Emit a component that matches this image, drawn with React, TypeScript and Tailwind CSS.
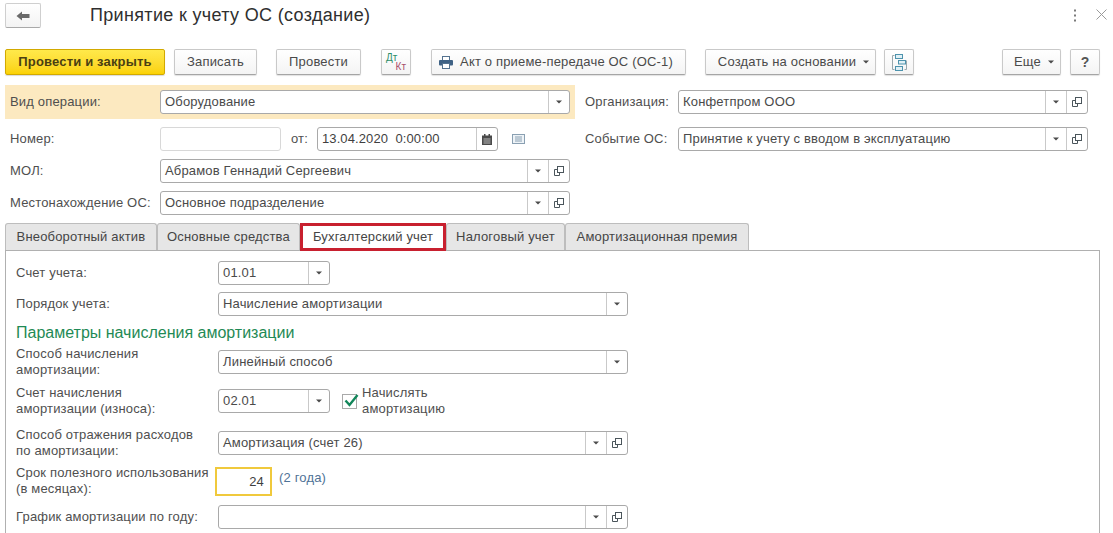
import React from "react";

const Caret = () => (
  <svg width="6" height="4" viewBox="0 0 6 4" className="block"><path d="M0 0.5h6L3 3.5z" fill="#4b4b4b" /></svg>
);

const OpenIcon = () => (
  <svg width="12" height="12" viewBox="0 0 12 12" fill="none" stroke="#4a555b" strokeWidth="1" className="block">
    <rect x="4.5" y="1.5" width="6" height="6" />
    <path d="M4.5 4.5H1.5V10.5H6.5V7.5" />
  </svg>
);

function Field({
  w,
  text = "",
  dd = 0,
  extra = false,
  pale = false,
}: {
  w: string;
  text?: string;
  dd?: number;
  extra?: boolean;
  pale?: boolean;
}) {
  return (
    <div
      className={`${w} h-[24px] shrink-0 flex rounded-[3px] border bg-white text-[13px] text-[#4a4a4a] ${
        pale ? "border-[#d8d8d8]" : "border-[#a9a9a9]"
      }`}
    >
      <div className="flex-1 min-w-0 pl-[4px] leading-[22px] whitespace-pre">{text}</div>
      {dd > 0 && (
        <div className="w-[21px] flex items-center justify-center border-l border-[#c9c9c9]">
          <Caret />
        </div>
      )}
      {extra && (
        <div className="w-[21px] flex items-center justify-center border-l border-[#c9c9c9]">
          <OpenIcon />
        </div>
      )}
    </div>
  );
}

function Btn({ w, children, cls = "" }: { w: string; children: React.ReactNode; cls?: string }) {
  return (
    <div
      className={`${w} ${cls} h-[26px] shrink-0 flex items-center justify-center gap-[7px] rounded-[2px] border border-[#c9c9c9] border-b-[#a5a5a5] bg-gradient-to-b from-white to-[#f4f4f4] text-[13px] text-[#4a4a4a] shadow-[0_1px_1px_rgba(0,0,0,0.12)] whitespace-nowrap`}
    >
      {children}
    </div>
  );
}

function Label({ w, children }: { w: string; children: React.ReactNode }) {
  return <div className={`${w} shrink-0 text-[13px] leading-[16px] text-[#4f4f4f]`}>{children}</div>;
}

function Tab({ w, children, active = false }: { w: string; children: React.ReactNode; active?: boolean }) {
  return (
    <div
      className={`${w} shrink-0 flex items-center justify-center text-[13px] whitespace-nowrap text-[#454545] ${
        active
          ? "h-[28px] bg-white border-[3px] border-[#c8202f] z-10 relative"
          : "h-[27px] bg-[#e6e6e6] border border-b-0 border-[#bdbdbd] rounded-t-[3px]"
      }`}
    >
      {children}
    </div>
  );
}

export default function App() {
  return (
    <div className="w-[1113px] h-[533px] overflow-hidden bg-white font-['Liberation_Sans',Arial,sans-serif] tracking-[0.17px]">
      {/* header */}
      <div className="h-[49px] flex pl-[5px] pt-[3px]">
        <div className="w-[36px] h-[25px] flex items-center justify-center rounded-[2px] border border-[#cfcfcf] border-b-[#a9a9a9] bg-gradient-to-b from-white to-[#f3f3f3]">
          <svg width="14" height="10" viewBox="0 0 14 10" className="block"><path d="M0.5 5L6 0.5V3H13.5V7H6V9.5z" fill="#6a6a6a" /></svg>
        </div>
        <div className="ml-[49px] text-[18px] leading-[24px] text-[#2f2f2f] tracking-[0.33px]">Принятие к учету ОС (создание)</div>
        <div className="ml-auto flex pr-[5px] pt-[6px] gap-[19px] items-start">
          <svg width="4" height="13" viewBox="0 0 4 13" className="block"><g fill="#7a7a7a"><rect x="1" y="0.5" width="2" height="2" /><rect x="1" y="5.5" width="2" height="2" /><rect x="1" y="10.5" width="2" height="2" /></g></svg>
          <svg width="11" height="11" viewBox="0 0 11 11" className="block mr-[1px]" stroke="#9a9a9a" strokeWidth="1"><path d="M0.5 0.5L10.5 10.5M10.5 0.5L0.5 10.5" /></svg>
        </div>
      </div>

      {/* toolbar */}
      <div className="flex pl-[5px]">
        <div className="w-[160px] h-[26px] shrink-0 flex items-center justify-center rounded-[2px] border border-[#d2a900] bg-gradient-to-b from-[#ffe94a] to-[#fbd200] text-[13px] font-bold text-[#4a3f12] shadow-[0_1px_1px_rgba(0,0,0,0.15)]">
          Провести и закрыть
        </div>
        <Btn w="w-[83px]" cls="ml-[9px]">Записать</Btn>
        <Btn w="w-[85px]" cls="ml-[19px]">Провести</Btn>
        <Btn w="w-[30px]" cls="ml-[20px]">
          <div className="w-[20px] h-[18px] text-[10px] leading-[9px] tracking-normal">
            <div className="text-[#2f8f6a]">Дт</div>
            <div className="text-right text-[#a8506c]">Кт</div>
          </div>
        </Btn>
        <Btn w="w-[255px]" cls="ml-[20px] pr-[5px]">
          <svg width="14" height="13" viewBox="0 0 14 13" className="block">
            <rect x="3.5" y="0.5" width="7" height="4" fill="#fff" stroke="#54728f" />
            <rect x="0" y="4" width="14" height="5.5" rx="1" fill="#3f6285" />
            <rect x="3.5" y="7.5" width="7" height="5" fill="#fff" stroke="#54728f" />
          </svg>
          <span>Акт о приеме-передаче ОС (ОС-1)</span>
        </Btn>
        <Btn w="w-[171px]" cls="ml-[19px] pl-[6px]">
          <span>Создать на основании</span>
          <Caret />
        </Btn>
        <Btn w="w-[30px]" cls="ml-[8px]">
          <svg width="15" height="17" viewBox="0 0 15 17" fill="none" className="block" stroke="#4d93ad">
            <path d="M0.5 1.5H2.5M0.5 1.5V15.5H2.5M14.5 6.5V15.5H12.5" stroke="#9aa8ad" />
            <rect x="3.5" y="0.5" width="7" height="4" fill="#e0f0f6" />
            <rect x="6.5" y="6.5" width="7" height="3.5" fill="#e0f0f6" />
            <rect x="3.5" y="12.5" width="7" height="4" fill="#e0f0f6" />
          </svg>
        </Btn>
        <Btn w="w-[59px]" cls="ml-[88px] pl-[5px]">
          <span>Еще</span>
          <Caret />
        </Btn>
        <Btn w="w-[30px]" cls="ml-[9px]"><span className="text-[14px] font-bold text-[#555]">?</span></Btn>
      </div>

      {/* head form */}
      <div className="flex pl-[5px] mt-[10px]">
        <div className="w-[570px] shrink-0">
          <div className="h-[34px] bg-[#fce9c0] flex items-center pl-[5px] pr-[5px]">
            <Label w="w-[150px]">Вид операции:</Label>
            <Field w="w-[410px]" text="Оборудование" dd={1} />
          </div>
          <div className="flex items-center pl-[5px] mt-[8px]">
            <Label w="w-[150px]">Номер:</Label>
            <Field w="w-[121px]" pale />
            <div className="w-[36px] pl-[10px] text-[13px] text-[#4f4f4f]">от:</div>
            <div className="w-[181px] h-[24px] shrink-0 flex rounded-[3px] border border-[#a9a9a9] text-[13px] text-[#3f3f3f]">
              <div className="flex-1 pl-[4px] leading-[22px] whitespace-pre tracking-[0.1px]">13.04.2020  0:00:00</div>
              <div className="w-[21px] flex items-center justify-center border-l border-[#c9c9c9]">
                <svg width="10" height="11" viewBox="0 0 10 11" className="block">
                  <rect x="0" y="1.5" width="10" height="9.5" fill="#4a4a4a" />
                  <rect x="2" y="0" width="1.5" height="3" fill="#4a4a4a" />
                  <rect x="6.5" y="0" width="1.5" height="3" fill="#4a4a4a" />
                  <path d="M1.5 5h7M1.5 7h7M1.5 9h7" stroke="#d8d8d8" strokeWidth="0.8" />
                </svg>
              </div>
            </div>
            <svg width="13" height="10" viewBox="0 0 13 10" fill="none" stroke="#8aa0b2" className="block ml-[14px]">
              <rect x="0.5" y="0.5" width="12" height="9" fill="#eef3f7" />
              <path d="M3 3H10M3 5H10M3 7H10" />
            </svg>
          </div>
          <div className="flex items-center pl-[5px] mt-[8px]">
            <Label w="w-[150px]">МОЛ:</Label>
            <Field w="w-[410px]" text="Абрамов Геннадий Сергеевич" dd={1} extra />
          </div>
          <div className="flex items-center pl-[5px] mt-[8px]">
            <Label w="w-[150px]">Местонахождение ОС:</Label>
            <Field w="w-[410px]" text="Основное подразделение" dd={1} extra />
          </div>
        </div>
        <div className="ml-[10px] pt-[5px]">
          <div className="flex items-center">
            <Label w="w-[93px]">Организация:</Label>
            <Field w="w-[410px]" text="Конфетпром ООО" dd={1} extra />
          </div>
          <div className="flex items-center mt-[13px]">
            <Label w="w-[93px]">Событие ОС:</Label>
            <Field w="w-[410px]" text="Принятие к учету с вводом в эксплуатацию" dd={1} extra />
          </div>
        </div>
      </div>

      {/* tabs */}
      <div className="flex ml-[5px] w-[1095px] h-[27px] mt-[8px]">
        <Tab w="w-[152px]">Внеоборотный актив</Tab>
        <Tab w="w-[143px]">Основные средства</Tab>
        <Tab w="w-[146px]" active>Бухгалтерский учет</Tab>
        <Tab w="w-[119px]">Налоговый учет</Tab>
        <Tab w="w-[184px]">Амортизационная премия</Tab>
      </div>

      {/* tab content */}
      <div className="ml-[5px] w-[1095px] h-[300px] border-t border-l border-r border-[#b0b0b0] pl-[10px] pt-[10px]">
        <div className="flex items-center">
          <Label w="w-[202px]">Счет учета:</Label>
          <Field w="w-[112px]" text="01.01" dd={1} />
        </div>
        <div className="flex items-center mt-[7px]">
          <Label w="w-[202px]">Порядок учета:</Label>
          <Field w="w-[410px]" text="Начисление амортизации" dd={1} />
        </div>
        <div className="mt-[8px] text-[16px] leading-[18px] tracking-normal text-[#1f8a55]">Параметры начисления амортизации</div>
        <div className="flex items-center mt-[4px]">
          <Label w="w-[202px]">Способ начисления<br />амортизации:</Label>
          <Field w="w-[410px]" text="Линейный способ" dd={1} />
        </div>
        <div className="flex items-center mt-[7px]">
          <Label w="w-[202px]">Счет начисления<br />амортизации (износа):</Label>
          <Field w="w-[112px]" text="02.01" dd={1} />
          <div className="ml-[12px] w-[15px] h-[15px] relative shrink-0 border border-[#a9a9a9] bg-white">
            <svg width="17" height="15" viewBox="0 0 17 15" fill="none" className="absolute left-[0px] -top-[2px]">
              <path d="M2.5 7.5L6.5 12L14.5 2" stroke="#12865a" strokeWidth="2.4" />
            </svg>
          </div>
          <div className="ml-[5px] text-[13px] leading-[16px] text-[#4f4f4f]">Начислять<br />амортизацию</div>
        </div>
        <div className="flex items-center mt-[10px]">
          <Label w="w-[202px]">Способ отражения расходов<br />по амортизации:</Label>
          <Field w="w-[410px]" text="Амортизация (счет 26)" dd={1} extra />
        </div>
        <div className="flex items-center mt-[6px]">
          <Label w="w-[199px]">Срок полезного использования<br />(в месяцах):</Label>
          <div className="w-[57px] h-[29px] shrink-0 border-2 border-[#f0c93c] bg-white text-right pr-[6px] pt-[3px] text-[13px] leading-[20px] text-[#3f3f3f]">24</div>
          <div className="ml-[7px] -mt-[7px] text-[13px] text-[#4f7397]">(2 года)</div>
        </div>
        <div className="flex items-center mt-[8px]">
          <Label w="w-[202px]">График амортизации по году:</Label>
          <Field w="w-[410px]" dd={1} extra />
        </div>
      </div>
    </div>
  );
}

□ □ □ □

▶ [What to produce]:
How many lines of the data hold the string "React"? Reply with the number alone.

▶ [Result of this task]:
5